▸ **EXERCISE INSTRUCTIONS**: Output every line below exactly.
● ● ● ● ●
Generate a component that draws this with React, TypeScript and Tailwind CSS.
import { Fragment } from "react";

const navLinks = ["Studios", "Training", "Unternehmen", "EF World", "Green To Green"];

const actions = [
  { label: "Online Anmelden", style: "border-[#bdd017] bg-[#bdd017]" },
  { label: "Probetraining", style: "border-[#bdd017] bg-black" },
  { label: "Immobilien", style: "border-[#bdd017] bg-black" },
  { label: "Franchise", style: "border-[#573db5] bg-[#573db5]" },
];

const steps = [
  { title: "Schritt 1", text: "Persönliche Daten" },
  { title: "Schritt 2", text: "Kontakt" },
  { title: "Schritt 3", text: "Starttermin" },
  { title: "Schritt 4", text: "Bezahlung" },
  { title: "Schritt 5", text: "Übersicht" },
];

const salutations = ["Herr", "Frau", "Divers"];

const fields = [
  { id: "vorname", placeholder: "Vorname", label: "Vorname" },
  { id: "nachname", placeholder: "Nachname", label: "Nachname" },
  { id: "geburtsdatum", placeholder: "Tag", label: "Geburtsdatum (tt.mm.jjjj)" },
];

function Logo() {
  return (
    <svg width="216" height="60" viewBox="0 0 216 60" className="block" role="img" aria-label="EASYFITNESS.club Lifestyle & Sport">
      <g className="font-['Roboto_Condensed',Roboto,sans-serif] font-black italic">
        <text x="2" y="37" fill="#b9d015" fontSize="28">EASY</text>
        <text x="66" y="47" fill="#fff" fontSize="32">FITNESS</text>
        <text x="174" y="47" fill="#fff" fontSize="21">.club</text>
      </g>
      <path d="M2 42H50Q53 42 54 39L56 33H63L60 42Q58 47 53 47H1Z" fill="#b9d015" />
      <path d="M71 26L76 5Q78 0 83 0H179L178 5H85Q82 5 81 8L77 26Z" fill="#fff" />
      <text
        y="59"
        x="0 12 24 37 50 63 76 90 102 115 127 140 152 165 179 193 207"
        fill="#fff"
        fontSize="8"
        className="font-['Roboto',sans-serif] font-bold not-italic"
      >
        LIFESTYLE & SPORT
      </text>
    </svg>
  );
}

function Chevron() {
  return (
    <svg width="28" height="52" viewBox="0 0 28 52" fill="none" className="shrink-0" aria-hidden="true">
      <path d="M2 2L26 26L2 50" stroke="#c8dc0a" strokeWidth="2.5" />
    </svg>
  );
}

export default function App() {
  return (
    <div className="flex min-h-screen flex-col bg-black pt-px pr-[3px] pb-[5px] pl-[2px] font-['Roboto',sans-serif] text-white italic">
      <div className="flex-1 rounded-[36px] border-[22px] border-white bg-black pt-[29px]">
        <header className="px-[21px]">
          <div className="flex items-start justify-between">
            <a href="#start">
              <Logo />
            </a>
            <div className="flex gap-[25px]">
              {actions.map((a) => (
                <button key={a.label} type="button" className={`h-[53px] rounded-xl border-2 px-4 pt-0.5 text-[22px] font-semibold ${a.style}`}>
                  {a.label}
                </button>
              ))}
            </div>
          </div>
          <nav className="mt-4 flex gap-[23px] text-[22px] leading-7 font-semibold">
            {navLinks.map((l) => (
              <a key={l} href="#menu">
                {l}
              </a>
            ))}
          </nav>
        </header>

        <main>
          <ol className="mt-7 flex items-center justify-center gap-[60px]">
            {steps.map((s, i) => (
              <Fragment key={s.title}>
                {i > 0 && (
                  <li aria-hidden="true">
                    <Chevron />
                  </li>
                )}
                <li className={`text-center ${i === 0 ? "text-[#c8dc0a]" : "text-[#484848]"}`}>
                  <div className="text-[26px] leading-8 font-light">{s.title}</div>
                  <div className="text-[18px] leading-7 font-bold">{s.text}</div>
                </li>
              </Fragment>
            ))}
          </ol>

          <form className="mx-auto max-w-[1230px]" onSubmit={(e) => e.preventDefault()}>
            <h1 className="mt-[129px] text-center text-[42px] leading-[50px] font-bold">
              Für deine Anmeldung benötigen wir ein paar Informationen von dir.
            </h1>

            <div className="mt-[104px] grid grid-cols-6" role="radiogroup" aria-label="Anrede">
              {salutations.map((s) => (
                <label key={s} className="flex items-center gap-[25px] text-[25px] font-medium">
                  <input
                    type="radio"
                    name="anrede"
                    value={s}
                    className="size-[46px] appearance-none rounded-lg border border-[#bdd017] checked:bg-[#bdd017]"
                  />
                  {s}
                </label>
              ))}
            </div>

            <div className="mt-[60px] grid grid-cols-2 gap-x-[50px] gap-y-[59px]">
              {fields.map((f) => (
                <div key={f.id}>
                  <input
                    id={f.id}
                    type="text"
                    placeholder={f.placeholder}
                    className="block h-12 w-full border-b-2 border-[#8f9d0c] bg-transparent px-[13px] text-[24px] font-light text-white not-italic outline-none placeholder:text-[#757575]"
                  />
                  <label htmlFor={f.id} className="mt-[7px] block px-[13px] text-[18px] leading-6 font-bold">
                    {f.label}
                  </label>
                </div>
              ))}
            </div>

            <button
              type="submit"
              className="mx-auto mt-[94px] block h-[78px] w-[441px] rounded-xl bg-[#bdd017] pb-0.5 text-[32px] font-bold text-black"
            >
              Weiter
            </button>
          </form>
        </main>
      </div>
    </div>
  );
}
● ● ● ● ●
▸ **RESULT BELOW**:
Generate a component that draws this with React, TypeScript and Tailwind CSS.
import { Fragment } from "react";

const navLinks = ["Studios", "Training", "Unternehmen", "EF World", "Green To Green"];

const actions = [
  { label: "Online Anmelden", style: "border-[#bdd017] bg-[#bdd017]" },
  { label: "Probetraining", style: "border-[#bdd017] bg-black" },
  { label: "Immobilien", style: "border-[#bdd017] bg-black" },
  { label: "Franchise", style: "border-[#573db5] bg-[#573db5]" },
];

const steps = [
  { title: "Schritt 1", text: "Persönliche Daten" },
  { title: "Schritt 2", text: "Kontakt" },
  { title: "Schritt 3", text: "Starttermin" },
  { title: "Schritt 4", text: "Bezahlung" },
  { title: "Schritt 5", text: "Übersicht" },
];

const salutations = ["Herr", "Frau", "Divers"];

const fields = [
  { id: "vorname", placeholder: "Vorname", label: "Vorname" },
  { id: "nachname", placeholder: "Nachname", label: "Nachname" },
  { id: "geburtsdatum", placeholder: "Tag", label: "Geburtsdatum (tt.mm.jjjj)" },
];

function Logo() {
  return (
    <svg width="216" height="60" viewBox="0 0 216 60" className="block" role="img" aria-label="EASYFITNESS.club Lifestyle & Sport">
      <g className="font-['Roboto_Condensed',Roboto,sans-serif] font-black italic">
        <text x="2" y="37" fill="#b9d015" fontSize="28">EASY</text>
        <text x="66" y="47" fill="#fff" fontSize="32">FITNESS</text>
        <text x="174" y="47" fill="#fff" fontSize="21">.club</text>
      </g>
      <path d="M2 42H50Q53 42 54 39L56 33H63L60 42Q58 47 53 47H1Z" fill="#b9d015" />
      <path d="M71 26L76 5Q78 0 83 0H179L178 5H85Q82 5 81 8L77 26Z" fill="#fff" />
      <text
        y="59"
        x="0 12 24 37 50 63 76 90 102 115 127 140 152 165 179 193 207"
        fill="#fff"
        fontSize="8"
        className="font-['Roboto',sans-serif] font-bold not-italic"
      >
        LIFESTYLE & SPORT
      </text>
    </svg>
  );
}

function Chevron() {
  return (
    <svg width="28" height="52" viewBox="0 0 28 52" fill="none" className="shrink-0" aria-hidden="true">
      <path d="M2 2L26 26L2 50" stroke="#c8dc0a" strokeWidth="2.5" />
    </svg>
  );
}

export default function App() {
  return (
    <div className="flex min-h-screen flex-col bg-black pt-px pr-[3px] pb-[5px] pl-[2px] font-['Roboto',sans-serif] text-white italic">
      <div className="flex-1 rounded-[36px] border-[22px] border-white bg-black pt-[29px]">
        <header className="px-[21px]">
          <div className="flex items-start justify-between">
            <a href="#start">
              <Logo />
            </a>
            <div className="flex gap-[25px]">
              {actions.map((a) => (
                <button key={a.label} type="button" className={`h-[53px] rounded-xl border-2 px-4 pt-0.5 text-[22px] font-semibold ${a.style}`}>
                  {a.label}
                </button>
              ))}
            </div>
          </div>
          <nav className="mt-4 flex gap-[23px] text-[22px] leading-7 font-semibold">
            {navLinks.map((l) => (
              <a key={l} href="#menu">
                {l}
              </a>
            ))}
          </nav>
        </header>

        <main>
          <ol className="mt-7 flex items-center justify-center gap-[60px]">
            {steps.map((s, i) => (
              <Fragment key={s.title}>
                {i > 0 && (
                  <li aria-hidden="true">
                    <Chevron />
                  </li>
                )}
                <li className={`text-center ${i === 0 ? "text-[#c8dc0a]" : "text-[#484848]"}`}>
                  <div className="text-[26px] leading-8 font-light">{s.title}</div>
                  <div className="text-[18px] leading-7 font-bold">{s.text}</div>
                </li>
              </Fragment>
            ))}
          </ol>

          <form className="mx-auto max-w-[1230px]" onSubmit={(e) => e.preventDefault()}>
            <h1 className="mt-[129px] text-center text-[42px] leading-[50px] font-bold">
              Für deine Anmeldung benötigen wir ein paar Informationen von dir.
            </h1>

            <div className="mt-[104px] grid grid-cols-6" role="radiogroup" aria-label="Anrede">
              {salutations.map((s) => (
                <label key={s} className="flex items-center gap-[25px] text-[25px] font-medium">
                  <input
                    type="radio"
                    name="anrede"
                    value={s}
                    className="size-[46px] appearance-none rounded-lg border border-[#bdd017] checked:bg-[#bdd017]"
                  />
                  {s}
                </label>
              ))}
            </div>

            <div className="mt-[60px] grid grid-cols-2 gap-x-[50px] gap-y-[59px]">
              {fields.map((f) => (
                <div key={f.id}>
                  <input
                    id={f.id}
                    type="text"
                    placeholder={f.placeholder}
                    className="block h-12 w-full border-b-2 border-[#8f9d0c] bg-transparent px-[13px] text-[24px] font-light text-white not-italic outline-none placeholder:text-[#757575]"
                  />
                  <label htmlFor={f.id} className="mt-[7px] block px-[13px] text-[18px] leading-6 font-bold">
                    {f.label}
                  </label>
                </div>
              ))}
            </div>

            <button
              type="submit"
              className="mx-auto mt-[94px] block h-[78px] w-[441px] rounded-xl bg-[#bdd017] pb-0.5 text-[32px] font-bold text-black"
            >
              Weiter
            </button>
          </form>
        </main>
      </div>
    </div>
  );
}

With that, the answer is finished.